Tempi disperati, misure disperate. Sembrerebbe uno slogan da sottoscrivere se non fosse che, pur riconoscendo la gravità del momento, qualche volta si assiste, con angoscia, alla somministrazione di rimedi peggiori del male.
Il male, lo diciamo per chi si fosse distratto quei tre o quattro anni, è la crisi. Che non è un male solo: sono tanti. Una tavolozza di mali, un assortimento completo di mali che neanche la lista nozze di Kate Middleton.
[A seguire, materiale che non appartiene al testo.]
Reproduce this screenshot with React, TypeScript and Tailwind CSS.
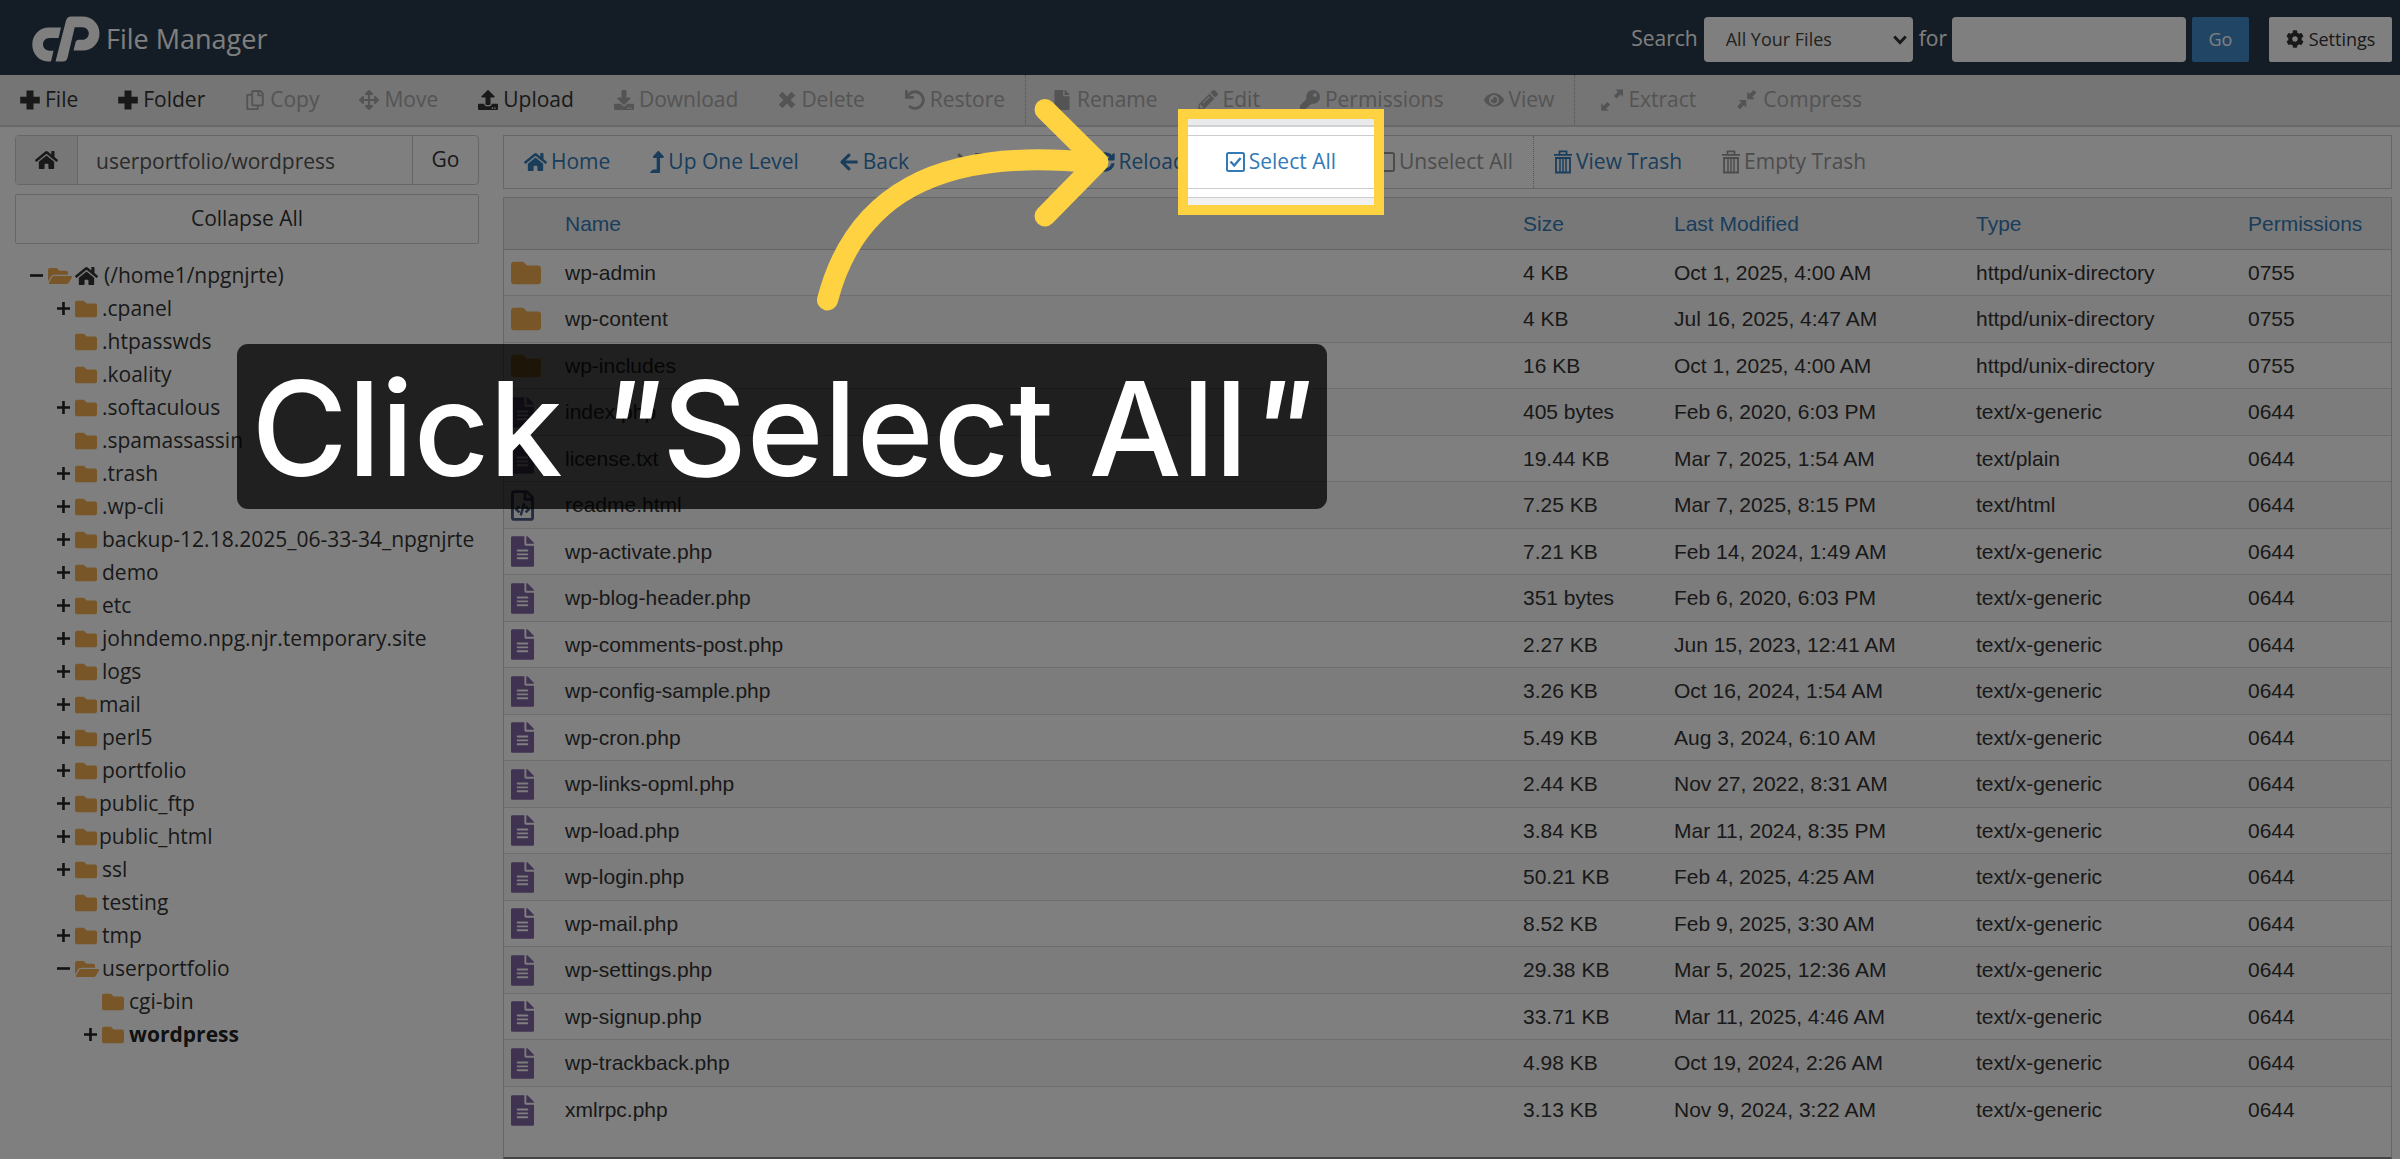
import type { ReactNode } from "react"
import {
  FaArrowLeft, FaArrowRight, FaArrowsAlt, FaCog, FaDownload, FaEye, FaFile, FaFileAlt,
  FaFolder, FaFolderOpen, FaHome, FaKey, FaLevelUpAlt, FaPencilAlt, FaRegCopy, FaRegFileCode,
  FaSyncAlt, FaUndo, FaUpload
} from "react-icons/fa"

interface Tool {
  label: string
  icon: ReactNode
  disabled?: boolean
  divider?: boolean
  highlight?: boolean
}

interface TreeNode {
  name: string
  level: number
  state?: "open" | "closed"
  special?: boolean
  current?: boolean
}

interface FileRow {
  name: string
  size: string
  modified: string
  type: string
  perms: string
}

function PlusIcon() {
  return (
    <svg viewBox="0 0 20 20" className="w-5 h-5" fill="currentColor">
      <path d="M6.5 0.5h7v6.3h6.3v6.6h-6.3v6.1h-7v-6.1H0.2V6.8h6.3z" />
    </svg>
  )
}

function CrossIcon() {
  return (
    <svg viewBox="0 0 18 18" className="w-[18px] h-[18px]" fill="currentColor">
      <path d="M4.4 0.8L9 5.4l4.6-4.6 3.6 3.6L12.6 9l4.6 4.6-3.6 3.6L9 12.6l-4.6 4.6-3.6-3.6L5.4 9 0.8 4.4z" />
    </svg>
  )
}

function ExpandIcon() {
  return (
    <svg viewBox="0 0 22 22" className="w-[22px] h-[22px]" fill="currentColor">
      <path d="M14.5 0.5H22V8l-2.4-2.4-4 4-2.7-2.7 4-4z" />
      <path d="M0.2 21.8v-7.5l2.4 2.4 3.8-3.8 2.7 2.7-3.8 3.8 2.4 2.4z" />
    </svg>
  )
}

function CompressIcon() {
  return (
    <svg viewBox="0 0 22 22" className="w-[22px] h-[22px]" fill="currentColor">
      <path d="M20.3 3.8l-4 4 2.4 2.4h-7.5V2.7l2.4 2.4 4-4z" />
      <path d="M1.2 17.5l4-4-2.4-2.4h7.5v7.5l-2.4-2.4-4 4z" />
    </svg>
  )
}

function BoxIcon({ checked }: { checked?: boolean }) {
  return (
    <svg viewBox="0 0 19 20" className="w-[19px] h-5" fill="none" stroke="currentColor" strokeWidth="2">
      <rect x="1" y="1" width="17" height="18" rx="1.5" />
      {checked && <path d="M4.5 9.5l3.8 4 6.3-7.5" strokeWidth="2.4" />}
    </svg>
  )
}

function TrashIcon() {
  return (
    <svg viewBox="0 0 18 24" className="w-[18px] h-6" fill="none" stroke="currentColor" strokeWidth="1.8">
      <path d="M0 4.8h18M5.5 4.5V1.4h7v3.1" />
      <path d="M2 8v14.5h14V8z" />
      <path d="M6 9v13M9 9v13M12 9v13" strokeWidth="1.5" />
    </svg>
  )
}

function CpanelLogo() {
  return (
    <svg viewBox="0 0 68 46" className="w-[68px] h-[46px]" fill="#fff" aria-hidden="true">
      <path d="M29 11.5L26.6 22H17.5C13.5 22 11 25 11 28.3c0 3.3 2.5 6.4 6.5 6.4h4L19 45.5h-2C7 45.5 0.3 38 0.3 28.5S7.5 11.5 17 11.5z" />
      <path d="M34 4.5C34.8 1.8 36.5 0.5 39 0.5h11C60.5 0.5 67.5 8 67.5 17.5S60.5 34.5 50.5 34.5H41.5L43.5 26.5c0.5-1.8 1.6-2.7 3.3-2.7H50.5c3.5 0 6.3-2.8 6.3-6.3s-2.8-6.3-6.3-6.3H42.7L35.5 42c-0.8 2.5-2.3 3.5-4.5 3.5H23.5z" />
    </svg>
  )
}

const fileTools: Tool[] = [
  { label: "File", icon: <PlusIcon /> },
  { label: "Folder", icon: <PlusIcon /> },
  { label: "Copy", icon: <FaRegCopy />, disabled: true },
  { label: "Move", icon: <FaArrowsAlt />, disabled: true },
  { label: "Upload", icon: <FaUpload /> },
  { label: "Download", icon: <FaDownload />, disabled: true },
  { label: "Delete", icon: <CrossIcon />, disabled: true },
  { label: "Restore", icon: <FaUndo />, disabled: true },
  { label: "Rename", icon: <FaFile />, disabled: true, divider: true },
  { label: "Edit", icon: <FaPencilAlt />, disabled: true },
  { label: "Permissions", icon: <FaKey />, disabled: true },
  { label: "View", icon: <FaEye />, disabled: true },
  { label: "Extract", icon: <ExpandIcon />, disabled: true, divider: true },
  { label: "Compress", icon: <CompressIcon />, disabled: true },
]

const navTools: Tool[] = [
  { label: "Home", icon: <FaHome className="w-[23px] h-[22px]" /> },
  { label: "Up One Level", icon: <FaLevelUpAlt className="w-[14px] h-[22px]" /> },
  { label: "Back", icon: <FaArrowLeft /> },
  { label: "Forward", icon: <FaArrowRight />, disabled: true },
  { label: "Reload", icon: <FaSyncAlt /> },
  { label: "Select All", icon: <BoxIcon checked />, highlight: true },
  { label: "Unselect All", icon: <BoxIcon />, disabled: true },
  { label: "View Trash", icon: <TrashIcon />, divider: true },
  { label: "Empty Trash", icon: <TrashIcon />, disabled: true },
]

const tree: TreeNode[] = [
  { name: "(/home1/npgnjrte)", level: 0, state: "open" },
  { name: ".cpanel", level: 1, state: "closed" },
  { name: ".htpasswds", level: 1 },
  { name: ".koality", level: 1 },
  { name: ".softaculous", level: 1, state: "closed" },
  { name: ".spamassassin", level: 1 },
  { name: ".trash", level: 1, state: "closed" },
  { name: ".wp-cli", level: 1, state: "closed" },
  { name: "backup-12.18.2025_06-33-34_npgnjrte", level: 1, state: "closed" },
  { name: "demo", level: 1, state: "closed" },
  { name: "etc", level: 1, state: "closed" },
  { name: "johndemo.npg.njr.temporary.site", level: 1, state: "closed" },
  { name: "logs", level: 1, state: "closed" },
  { name: "mail", level: 1, state: "closed", special: true },
  { name: "perl5", level: 1, state: "closed" },
  { name: "portfolio", level: 1, state: "closed" },
  { name: "public_ftp", level: 1, state: "closed", special: true },
  { name: "public_html", level: 1, state: "closed", special: true },
  { name: "ssl", level: 1, state: "closed" },
  { name: "testing", level: 1 },
  { name: "tmp", level: 1, state: "closed" },
  { name: "userportfolio", level: 1, state: "open" },
  { name: "cgi-bin", level: 2 },
  { name: "wordpress", level: 2, state: "closed", current: true },
]

const files: FileRow[] = [
  { name: "wp-admin", size: "4 KB", modified: "Oct 1, 2025, 4:00 AM", type: "httpd/unix-directory", perms: "0755" },
  { name: "wp-content", size: "4 KB", modified: "Jul 16, 2025, 4:47 AM", type: "httpd/unix-directory", perms: "0755" },
  { name: "wp-includes", size: "16 KB", modified: "Oct 1, 2025, 4:00 AM", type: "httpd/unix-directory", perms: "0755" },
  { name: "index.php", size: "405 bytes", modified: "Feb 6, 2020, 6:03 PM", type: "text/x-generic", perms: "0644" },
  { name: "license.txt", size: "19.44 KB", modified: "Mar 7, 2025, 1:54 AM", type: "text/plain", perms: "0644" },
  { name: "readme.html", size: "7.25 KB", modified: "Mar 7, 2025, 8:15 PM", type: "text/html", perms: "0644" },
  { name: "wp-activate.php", size: "7.21 KB", modified: "Feb 14, 2024, 1:49 AM", type: "text/x-generic", perms: "0644" },
  { name: "wp-blog-header.php", size: "351 bytes", modified: "Feb 6, 2020, 6:03 PM", type: "text/x-generic", perms: "0644" },
  { name: "wp-comments-post.php", size: "2.27 KB", modified: "Jun 15, 2023, 12:41 AM", type: "text/x-generic", perms: "0644" },
  { name: "wp-config-sample.php", size: "3.26 KB", modified: "Oct 16, 2024, 1:54 AM", type: "text/x-generic", perms: "0644" },
  { name: "wp-cron.php", size: "5.49 KB", modified: "Aug 3, 2024, 6:10 AM", type: "text/x-generic", perms: "0644" },
  { name: "wp-links-opml.php", size: "2.44 KB", modified: "Nov 27, 2022, 8:31 AM", type: "text/x-generic", perms: "0644" },
  { name: "wp-load.php", size: "3.84 KB", modified: "Mar 11, 2024, 8:35 PM", type: "text/x-generic", perms: "0644" },
  { name: "wp-login.php", size: "50.21 KB", modified: "Feb 4, 2025, 4:25 AM", type: "text/x-generic", perms: "0644" },
  { name: "wp-mail.php", size: "8.52 KB", modified: "Feb 9, 2025, 3:30 AM", type: "text/x-generic", perms: "0644" },
  { name: "wp-settings.php", size: "29.38 KB", modified: "Mar 5, 2025, 12:36 AM", type: "text/x-generic", perms: "0644" },
  { name: "wp-signup.php", size: "33.71 KB", modified: "Mar 11, 2025, 4:46 AM", type: "text/x-generic", perms: "0644" },
  { name: "wp-trackback.php", size: "4.98 KB", modified: "Oct 19, 2024, 2:26 AM", type: "text/x-generic", perms: "0644" },
  { name: "xmlrpc.php", size: "3.13 KB", modified: "Nov 9, 2024, 3:22 AM", type: "text/x-generic", perms: "0644" },
]

const indents = ["pl-[15px]", "pl-[42px]", "pl-[69px]"]

function FileIcon({ type }: { type: string }) {
  if (type === "httpd/unix-directory") return <FaFolder className="w-[30px] h-[30px] text-[#f0ad4e]" />
  if (type === "text/html") return <FaRegFileCode className="w-[23px] h-[31px] text-[#4a5a80]" />
  return <FaFileAlt className="w-[23px] h-[31px] text-[#8064a2]" />
}

function ToolButton({ tool, nav }: { tool: Tool; nav?: boolean }) {
  const color = tool.disabled ? (nav ? "text-[#999]" : "text-[#a8a8a8]") : nav ? "text-[#337ab7]" : "text-[#333]"
  return (
    <button
      disabled={tool.disabled}
      className={`relative h-full flex items-center pr-5 text-[21px] whitespace-nowrap ${color} ${nav ? "gap-1" : "gap-[5px]"} ${
        tool.divider && !nav ? "pl-[26px]" : "pl-5"
      } ${tool.divider ? "border-l border-dotted border-[#aaa]" : ""}`}
    >
      <span className="text-[20px]">{tool.icon}</span>
      {tool.label}
      {/* spotlight: the spread shadow dims the rest of the page */}
      {tool.highlight && (
        <span className="absolute z-10 left-1/2 top-1/2 -translate-x-1/2 -translate-y-1/2 w-[206px] h-[106px] border-[10px] border-[#ffd242] shadow-[0_0_0_2400px_rgba(0,0,0,0.5)]" />
      )}
    </button>
  )
}

function TreeRow({ node }: { node: TreeNode }) {
  return (
    <li className={`h-[33px] flex items-center ${indents[node.level]}`}>
      <span className="w-[13px] mr-[5px] shrink-0 text-[#222]">
        {node.state && (
          <svg viewBox="0 0 13 13" className="w-[13px] h-[13px]" stroke="currentColor" strokeWidth="2.6">
            <path d={node.state === "open" ? "M0 6.5h13" : "M0 6.5h13M6.5 0v13"} />
          </svg>
        )}
      </span>
      <span className={`shrink-0 text-[#f0ad4e] ${node.special ? "w-[24px]" : "w-[27px]"}`}>
        {node.state === "open"
          ? <FaFolderOpen className="w-6 h-[22px]" />
          : <FaFolder className="w-[22px] h-[22px]" />}
      </span>
      {node.level === 0 && <FaHome className="w-[23px] h-[22px] mr-[6px] shrink-0 text-[#333]" />}
      <a href="#" className={`text-[21px] whitespace-nowrap ${node.current ? "font-bold text-[#222]" : "text-[#333]"}`}>
        {node.name}
      </a>
    </li>
  )
}

export default function App() {
  return (
    <div className="relative min-h-screen flex flex-col overflow-hidden bg-white text-[#333] font-['Open_Sans',sans-serif]">
      <header className="h-[75px] shrink-0 bg-[#293a4a] flex items-center pt-[3px] pl-8 pr-2 text-white">
        <CpanelLogo />
        <h1 className="ml-[6px] text-[27px]">File Manager</h1>
        <form className="ml-auto flex items-center text-[21px]" onSubmit={e => e.preventDefault()}>
          <label htmlFor="scope" className="mr-[6px]">Search</label>
          <div className="relative mr-[6px]">
            <select id="scope" className="appearance-none w-[209px] h-[45px] pl-[22px] rounded-[4px] bg-white text-[18px] text-[#444]">
              <option>All Your Files</option>
            </select>
            <svg viewBox="0 0 14 10" className="absolute right-[6px] top-[18px] w-[14px] h-[10px] pointer-events-none" fill="none" stroke="#333" strokeWidth="3">
              <path d="M1.2 1.5L7 7.5l5.8-6" />
            </svg>
          </div>
          <label htmlFor="query" className="mr-[5px]">for</label>
          <input id="query" type="text" className="w-[234px] h-[45px] px-3 mr-[6px] rounded-[4px] bg-white text-[18px] text-[#444]" />
          <button type="submit" className="w-[57px] h-[45px] rounded-[2px] bg-[#428bca] text-[18px]">Go</button>
        </form>
        <button className="w-[123px] h-[45px] ml-5 rounded-[2px] bg-white text-[#333] text-[18px] flex items-center justify-center gap-[5px]">
          <FaCog />
          Settings
        </button>
      </header>

      <div className="h-[52px] shrink-0 flex bg-[#eaeaea] border-b-2 border-[#cfd2d4]">
        {fileTools.map(t => <ToolButton key={t.label} tool={t} />)}
      </div>

      <main className="flex-1 flex gap-6 pl-[15px] pr-2 pt-2">
        <aside className="w-[464px] shrink-0">
          <form className="h-[50px] flex border border-[#ccc] rounded-[4px]" onSubmit={e => e.preventDefault()}>
            <button type="button" aria-label="Home" className="w-[62px] shrink-0 bg-[#eee] border-r border-[#ccc] flex items-center justify-center">
              <FaHome className="w-[23px] h-[22px]" />
            </button>
            <input
              type="text"
              aria-label="Path"
              defaultValue="userportfolio/wordpress"
              className="flex-1 min-w-0 px-[18px] pt-[3px] text-[21px] text-[#555]"
            />
            <button type="submit" className="w-[66px] shrink-0 border-l border-[#ccc] text-[21px]">Go</button>
          </form>
          <button className="w-full h-[50px] mt-[9px] border border-[#ccc] rounded-[2px] text-[21px]">Collapse All</button>
          <ul className="mt-[15px]">
            {tree.map(n => <TreeRow key={n.name} node={n} />)}
          </ul>
        </aside>

        <section className="flex-1 min-w-0 flex flex-col">
          <nav className="h-[54px] shrink-0 flex border border-[#ccc]">
            {navTools.map(t => <ToolButton key={t.label} tool={t} nav />)}
          </nav>
          <div className="mt-2 flex-1 border border-[#ccc] border-b-2 border-b-[#888] font-['Liberation_Sans',sans-serif] text-[21px] leading-[28px]">
            <table className="w-full table-fixed border-separate border-spacing-0 text-left">
              <colgroup>
                <col className="w-[53px]" />
                <col />
                <col className="w-[151px]" />
                <col className="w-[302px]" />
                <col className="w-[272px]" />
                <col className="w-[151px]" />
              </colgroup>
              <thead>
                <tr className="h-[52px] bg-[#f1f1f1] text-[#337ab7] *:border-b *:border-[#ccc]">
                  <th className="pl-2" />
                  <th className="pl-2 font-normal">Name</th>
                  <th className="pl-2 font-normal">Size</th>
                  <th className="pl-2 font-normal">Last Modified</th>
                  <th className="pl-2 font-normal">Type</th>
                  <th className="pl-2 font-normal">Permissions</th>
                </tr>
              </thead>
              <tbody>
                {files.map(f => (
                  <tr key={f.name} className="h-[46px] even:h-[47px] even:bg-[#f8f8f8] *:border-b *:border-[#ddd] last:*:border-b-0">
                    <td className="pl-[7px]"><FileIcon type={f.type} /></td>
                    <td className="pl-2">{f.name}</td>
                    <td className="pl-2">{f.size}</td>
                    <td className="pl-2">{f.modified}</td>
                    <td className="pl-2">{f.type}</td>
                    <td className="pl-2">{f.perms}</td>
                  </tr>
                ))}
              </tbody>
            </table>
          </div>
        </section>
      </main>

      <svg viewBox="0 0 300 220" className="absolute z-20 left-[812px] top-[96px] w-[300px] h-[220px]" fill="none" stroke="#ffd242" strokeWidth="21" strokeLinecap="round" strokeLinejoin="round" aria-hidden="true">
        <path d="M15.5 204C42 102 122 50 282 67" />
        <path d="M233 13.5L286 66L233 120" />
      </svg>

      <div className="absolute z-20 left-[237px] top-[344px] w-[1090px] h-[165px] rounded-[11px] bg-black/75 text-white font-['Inter',sans-serif] font-medium text-[131px] leading-[170px] text-center whitespace-nowrap">
        Click <span className="italic">"</span>Select All<span className="italic">"</span>
      </div>
    </div>
  )
}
Tra gli aspetti peggiori, e tristemente ironici, della crisi, senza dubbio c’è il fatto che tante imprese si ritrovano a casse vuote pur vantando crediti su lavori eseguiti per conto degli enti pubblici. Ne abbiamo scritto proprio qui, in queste pagine: aziende sull’orlo del fallimento nonostante la teorica disponibilità di centinaia di migliaia di euro. È un paradosso, ma un paradosso angosciante: quando il lavoro c’è, ecco che ci si mette il patto di stabilità.
A Como, va dato atto all’Amministrazione provinciale di non essere rimasta insensibile al problema. La soluzione annunciata da Villa Saporiti, tuttavia, ha fatto inarcare tutti i sopraccigli a nostra disposizione.
La soluzione sarebbe questa: la Provincia vende un terzo delle sue quote della società Serravalle (il cui passaggio del pacchetto di maggioranza alla Provincia di Milano è, sia detto per inciso, al centro di un’inchiesta per corruzione che vede indagato l’ex presidente Filippo Penati), ne ricava otto o nove milioni e, con questi, paga i creditori. Pare di sentire, in lontananza, il sospiro di sollievo di chi, in questa notizia, intravede una possibilità per salvare la sua azienda, magari pagando nel contempo quei dipendenti che attendono il giusto compenso. Noi, nel ribadire la necessità di una rapida soluzione, ci permettiamo di dubitare che la vendita di quote pubbliche sia una trovata lungimirante.
Vendere le quote significa privarsi di qualcosa che appartiene al pubblico, ovvero a qualcosa (e a qualcuno) che l’Amministrazione provinciale rappresenta direttamente. Girare il denaro ricavato ai creditori significa, di fatto, pagare i debiti intaccando un patrimonio che, lo ricordiamo, non è un cumulo di beni intestati a una società privata: è invece parte della ricchezza di una comunità. Ricchezza che, una volta liquidata, sparisce per non tornare.
Diverso sarebbe stato se la Provincia, con il denaro ottenuto con la cessione delle quote, avesse provveduto a investimenti in termini, per esempio, di opere pubbliche: il valore delle quote sarebbe così rimasto al servizio della cittadinanza, senza apportare al patrimonio una dolorosa decurtazione.
L’operazione "vendi e scappa", come potremmo chiamarla con un pizzico di humour, permetterà a Villa Saporiti di cavarsela nel breve se non nel brevissimo termine, ma non è un modello da replicare nel futuro prossimo. Per onorare i debiti nei confronti delle aziende, l’Amministrazione di Como, così come tutti gli enti pubblici nella stessa situazione e lo Stato che agli enti locali detta le condizioni, dovrà piuttosto operare un risanamento gestionale e finanziario che, solo, può contribuire a portarla fuori dalla crisi. E noi, imprese e privati, insieme a lei.